-------- GIVEN ENTRIES

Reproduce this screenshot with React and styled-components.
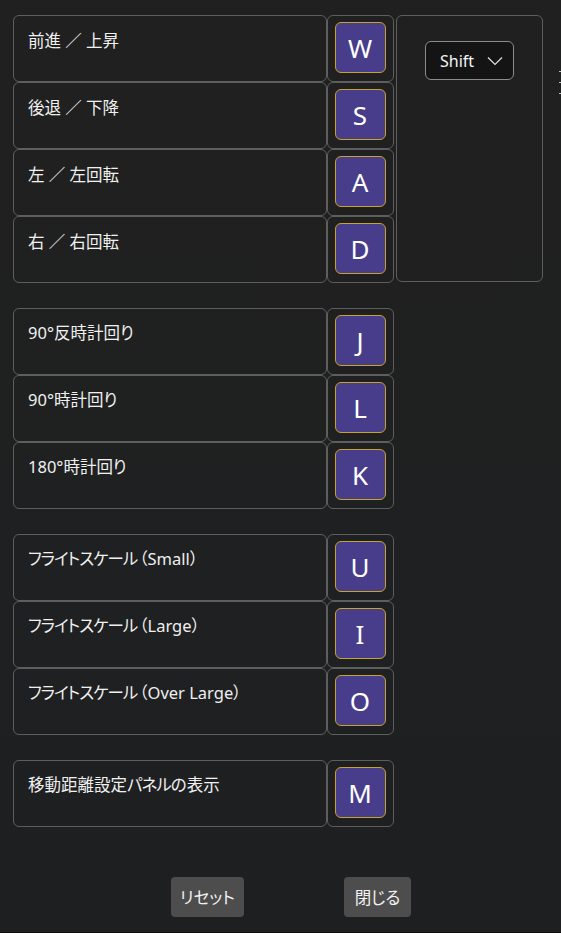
import React from "react";
import styled, { createGlobalStyle } from "styled-components";

const Global = createGlobalStyle`
  html, body { margin: 0; padding: 0; background: #202020; }
  body {
    font-family: "Noto Sans", "Noto Sans CJK JP", sans-serif;
    color: #f2f2f2;
  }
`;

const Page = styled.div`
  position: relative;
  width: 561px;
  height: 933px;
  box-sizing: border-box;
  padding: 15px 0 0 13px;
  background: linear-gradient(180deg, #202020 0%, #1f2021 70%, #1d1f21 100%);
  display: flex;
  flex-direction: column;
  gap: 25px;
  overflow: hidden;
  border-bottom: 1px solid #0c0c0c;
`;

const Group = styled.div`
  display: grid;
  grid-template-columns: 314px 67px ${(p) => (p.$side ? "149px" : "")};
  grid-auto-rows: 67px;
  column-gap: 0;
`;

const Cell = styled.div`
  box-sizing: border-box;
  border: 1px solid #5e5e5e;
  border-radius: 6px;
`;

const LabelCell = styled(Cell)`
  padding: 13px 14px;
  font-size: 16.5px;
  line-height: 22px;
  font-family: "Noto Sans", "Noto Sans CJK JP", sans-serif;
  font-feature-settings: "palt";
  color: #f0f0f0;
  white-space: nowrap;
`;

const Slash = styled.span`
  font-feature-settings: normal;
  font-family: "Noto Sans CJK JP", sans-serif;
`;

const Kana = styled.span`
  letter-spacing: -1px;
`;

const OpenParen = styled.span`
  margin-left: 2px;
`;

const KeyCell = styled(Cell)`
  display: flex;
  align-items: flex-start;
  justify-content: center;
  padding-top: 6px;
  padding-right: 1px;
`;

const KeyCap = styled.div`
  box-sizing: border-box;
  width: 51px;
  height: 51px;
  border: 1.5px solid #c9a227;
  border-radius: 6px;
  background: #483d8b;
  display: flex;
  align-items: center;
  justify-content: center;
  font-family: "Noto Sans", sans-serif;
  font-size: 26px;
  color: #ffffff;
  line-height: 1;
`;

const SidePanel = styled(Cell)`
  grid-column: 3;
  grid-row: 1 / span 4;
  margin-left: 2px;
  margin-bottom: 1px;
  display: flex;
  justify-content: center;
  padding-top: 25px;
`;

const Dropdown = styled.div`
  box-sizing: border-box;
  width: 89px;
  height: 39px;
  border: 1px solid #8c8c8c;
  border-radius: 6px;
  background: #141414;
  display: flex;
  align-items: center;
  padding-left: 14px;
  gap: 13px;
  font-size: 16px;
  color: #f5f5f5;
`;

const Footer = styled.div`
  display: flex;
  gap: 100px;
  padding-left: 158px;
  margin-top: 25px;
`;

const Button = styled.div`
  width: ${(p) => p.$w}px;
  height: 40px;
  display: flex;
  align-items: center;
  justify-content: center;
  border-radius: 4px;
  background: #4d4d4e;
  font-size: 16.5px;
  color: #f2f2f2;
  font-family: "Noto Sans CJK JP", sans-serif;
  font-feature-settings: "palt";
`;

const ScrollTicks = styled.div`
  position: absolute;
  right: 0;
  top: 71px;
  width: 2px;
  display: flex;
  flex-direction: column;
  gap: 10px;
  & > span {
    display: block;
    height: 1px;
    background: #bfbfbf;
  }
`;

const Chevron = () => (
  <svg width="16" height="10" viewBox="0 0 16 10" fill="none">
    <path d="M1 1.5 L8 8.5 L15 1.5" stroke="#e0e0e0" strokeWidth="1.2" />
  </svg>
);

const renderLabel = (text) =>
  text.split(/(／|（|[\u30A0-\u30FF]+)/).filter(Boolean).map((part, i) => {
    if (part === "／") return <Slash key={i}>{part}</Slash>;
    if (part === "（") return <OpenParen key={i}>{part}</OpenParen>;
    if (/^[\u30A0-\u30FF]+$/.test(part)) return <Kana key={i}>{part}</Kana>;
    return part;
  });

const Row = ({ label, k }) => (
  <>
    <LabelCell>{renderLabel(label)}</LabelCell>
    <KeyCell>
      <KeyCap>{k}</KeyCap>
    </KeyCell>
  </>
);

const groups = [
  [
    ["前進 ／ 上昇", "W"],
    ["後退 ／ 下降", "S"],
    ["左 ／ 左回転", "A"],
    ["右 ／ 右回転", "D"],
  ],
  [
    ["90°反時計回り", "J"],
    ["90°時計回り", "L"],
    ["180°時計回り", "K"],
  ],
  [
    ["フライトスケール（Small）", "U"],
    ["フライトスケール（Large）", "I"],
    ["フライトスケール（Over Large）", "O"],
  ],
  [["移動距離設定パネルの表示", "M"]],
];

export default function App() {
  return (
    <>
      <Global />
      <Page>
        {groups.map((g, gi) => (
          <Group key={gi} $side={gi === 0}>
            {g.map(([label, k], i) =>
              gi === 0 ? (
                <React.Fragment key={k}>
                  <LabelCell style={{ gridColumn: 1, gridRow: i + 1 }}>
                    {renderLabel(label)}
                  </LabelCell>
                  <KeyCell style={{ gridColumn: 2, gridRow: i + 1 }}>
                    <KeyCap>{k}</KeyCap>
                  </KeyCell>
                </React.Fragment>
              ) : (
                <Row key={k} label={label} k={k} />
              )
            )}
            {gi === 0 && (
              <SidePanel>
                <Dropdown>
                  Shift
                  <Chevron />
                </Dropdown>
              </SidePanel>
            )}
          </Group>
        ))}
        <Footer>
          <Button $w={73}>リセット</Button>
          <Button $w={67}>閉じる</Button>
        </Footer>
        <ScrollTicks>
          <span />
          <span />
          <span />
        </ScrollTicks>
      </Page>
    </>
  );
}
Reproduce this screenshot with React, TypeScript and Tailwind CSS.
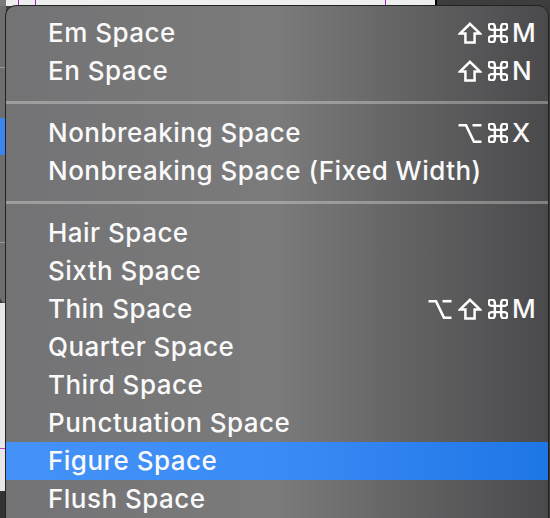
import React from "react";

const Shift = () => (
  <svg width="24" height="22" viewBox="0 0 24 22" fill="none" stroke="white" strokeWidth="2.5" strokeLinejoin="miter">
    <path d="M12 1.8 L22 11.5 H16.6 V20.6 H7.4 V11.5 H2 Z" />
  </svg>
);

const Cmd = () => (
  <svg width="20" height="20" viewBox="2.5 2.5 19 19" fill="none" stroke="white" strokeWidth="2.3">
    <path d="M15 6v12a3 3 0 1 0 3-3H6a3 3 0 1 0 3 3V6a3 3 0 1 0-3 3h12a3 3 0 1 0-3-3" />
  </svg>
);

const Opt = () => (
  <svg width="24" height="20" viewBox="0 0 24 20" fill="none" stroke="white" strokeWidth="2.6">
    <path d="M0.5 2.2 H8 L16 18.8 H23.5" />
    <path d="M14.5 2.2 H23.5" />
  </svg>
);

type Item = { label: string; mods?: ("opt" | "shift" | "cmd")[]; key?: string; hl?: boolean };

const groups: Item[][] = [
  [
    { label: "Em Space", mods: ["shift", "cmd"], key: "M" },
    { label: "En Space", mods: ["shift", "cmd"], key: "N" },
  ],
  [
    { label: "Nonbreaking Space", mods: ["opt", "cmd"], key: "X" },
    { label: "Nonbreaking Space (Fixed Width)" },
  ],
  [
    { label: "Hair Space" },
    { label: "Sixth Space" },
    { label: "Thin Space", mods: ["opt", "shift", "cmd"], key: "M" },
    { label: "Quarter Space" },
    { label: "Third Space" },
    { label: "Punctuation Space" },
    { label: "Figure Space", hl: true },
    { label: "Flush Space" },
  ],
];

function Row({ item }: { item: Item }) {
  return (
    <div
      className={
        "flex h-[38px] items-center text-[26px] font-medium tracking-[0.48px] leading-none text-[#fafafa] " +
        (item.hl ? "bg-gradient-to-r from-[#4492f8] via-[#3a8bf6] to-[#1e76e6]" : "")
      }
    >
      <span className="flex-1 pl-[42px] whitespace-nowrap">{item.label}</span>
      {item.key && (
        <>
          <div className="flex items-center gap-[6px]">
            {item.mods!.map((m, i) =>
              m === "opt" ? <Opt key={i} /> : m === "shift" ? <Shift key={i} /> : <Cmd key={i} />
            )}
          </div>
          <span className="w-[40px] pl-[4px]">{item.key}</span>
        </>
      )}
      {!item.key && <span className="w-[37px]" />}
    </div>
  );
}

export default function App() {
  return (
    <div
      className="relative w-[550px] h-[518px] overflow-hidden bg-[#3c3c3c]"
      style={{ fontFamily: "Inter, 'Noto Sans', sans-serif" }}
    >
      {/* background window behind */}
      <div className="flex h-[6px]">
        <div className="w-[6px] bg-[#7a7a7a]" />
        <div className="flex w-[429px] bg-[#eeeeee]">
          <div className="w-[12px]" />
          <div className="w-px bg-[#a020c8]" />
          <div className="w-[16px]" />
          <div className="w-px bg-[#a020c8]" />
          <div className="w-[349px]" />
          <div className="w-px bg-[#a020c8]" />
        </div>
        <div className="w-[2px] bg-black" />
        <div className="flex-1 bg-[#3d3d3d]" />
      </div>
      <div className="flex h-[512px] w-[6px] flex-col">
        <div className="h-[61px] bg-[#6e6e6e]" />
        <div className="h-px bg-[#9a9a9a]" />
        <div className="h-[50px] bg-[#6e6e6e]" />
        <div className="h-[37px] bg-[#3b86ee]" />
        <div className="h-[87px] bg-[#6e6e6e]" />
        <div className="h-px bg-[#9a9a9a]" />
        <div className="h-[60px] rounded-bl-[6px] bg-[#6e6e6e]" />
        <div className="h-[145px] bg-[#e8e8e8]" />
        <div className="h-px bg-[#c040d0]" />
        <div className="h-[42px] bg-[#e8e8e8]" />
        <div className="flex-1 bg-[#333333]" />
      </div>

      {/* menu overlay */}
      <div className="absolute left-[5px] top-[5px] right-px bottom-[-20px] rounded-t-[11px] border border-[#222222] bg-gradient-to-r from-[#737375] via-[#7b7b7c] to-[#4a4a4c] pt-[8px] overflow-hidden">
        {groups.map((g, gi) => (
          <div key={gi}>
            {gi > 0 && (
              <div className="flex h-[24px] items-center">
                <div className="h-[3px] w-full bg-white/30" />
              </div>
            )}
            {g.map((it, i) => (
              <Row key={i} item={it} />
            ))}
          </div>
        ))}
      </div>
    </div>
  );
}
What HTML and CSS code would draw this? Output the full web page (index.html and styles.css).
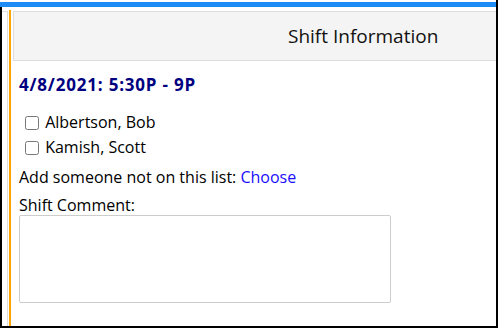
FILE: index.html
```html
<!DOCTYPE html>
<html lang="en">
<head>
  <meta charset="UTF-8">
  <title>Shift Information</title>
  <link rel="stylesheet" href="styles.css">
</head>
<body>

<div class="frame">
  <div class="topbar"></div>
  <div class="workspace">
    <div class="side-panel"></div>
    <div class="accent"></div>

    <!-- Shift dialog -->
    <div class="shift">
      <div class="shift-header">Shift Information</div>
      <div class="shift-body">
        <div class="shift-date">4/8/2021: 5:30P - 9P</div>
        <ul class="people">
          <li><label><input type="checkbox"> Albertson, Bob</label></li>
          <li><label><input type="checkbox"> Kamish, Scott</label></li>
        </ul>
        <div class="add-person">Add someone not on this list: <a href="#">Choose</a></div>
        <label class="comment-label" for="comment">Shift Comment:</label>
        <textarea id="comment" class="comment"></textarea>
      </div>
    </div>
  </div>
</div>

</body>
</html>
```

FILE: styles.css
```css
html, body {
  margin: 0;
  padding: 0;
  background: #fff;
}

.frame {
  height: 328px;
  box-sizing: border-box;
  padding-top: 2px;
  border-right: 2px solid #000;
  border-bottom: 2px solid #000;
  display: flex;
  flex-direction: column;
  font-family: "Open Sans", Arial, sans-serif;
  color: #000;
}

.topbar {
  height: 5px;
  background-color: #1e8cf6;
}

.workspace {
  flex: 1;
  display: flex;
  border-left: 2px solid #000;
  min-height: 0;
}

.side-panel {
  width: 5px;
  margin-top: 4px;
  border-top: 1px solid #ddd;
  border-right: 1px solid #ddd;
}

.accent {
  width: 2px;
  margin-top: 3px;
  margin-left: 1px;
  background-color: #ffa500;
}

.shift {
  flex: 1;
  margin-left: 2px;
  margin-top: 4px;
  overflow: hidden;
}

.shift-header {
  height: 48px;
  line-height: 48px;
  background-color: #f4f4f4;
  border-top: 1px solid #ddd;
  border-bottom: 1px solid #ddd;
  border-left: 1px solid #ddd;
  padding-left: 274px;
  font-size: 19px;
  color: #111;
}

.shift-body {
  padding: 12px 6px 0 6px;
}

.shift-date {
  font-size: 17px;
  font-weight: bold;
  letter-spacing: 0.8px;
  color: #000080;
  margin-bottom: 15px;
}

.people {
  list-style: none;
  margin: 0;
  padding: 0 0 0 2px;
}

.people li {
  font-size: 16px;
  height: 25px;
}

.people input {
  margin: 0 2px 0 4px;
  width: 14px;
  height: 14px;
  vertical-align: -2px;
}

.add-person {
  font-size: 16px;
  margin-top: 5px;
}

.add-person a {
  color: #1a0dff;
  text-decoration: none;
}

.comment-label {
  display: block;
  font-size: 16px;
  margin-top: 6px;
}

.comment {
  display: block;
  width: 372px;
  height: 88px;
  margin-top: -1px;
  box-sizing: border-box;
  border: 1px solid #ccc;
  border-radius: 2px;
  resize: none;
}
```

----------------

Give only the number of lines in the entries that contain "components".

→ **ANSWER FOR THIS EXERCISE**
2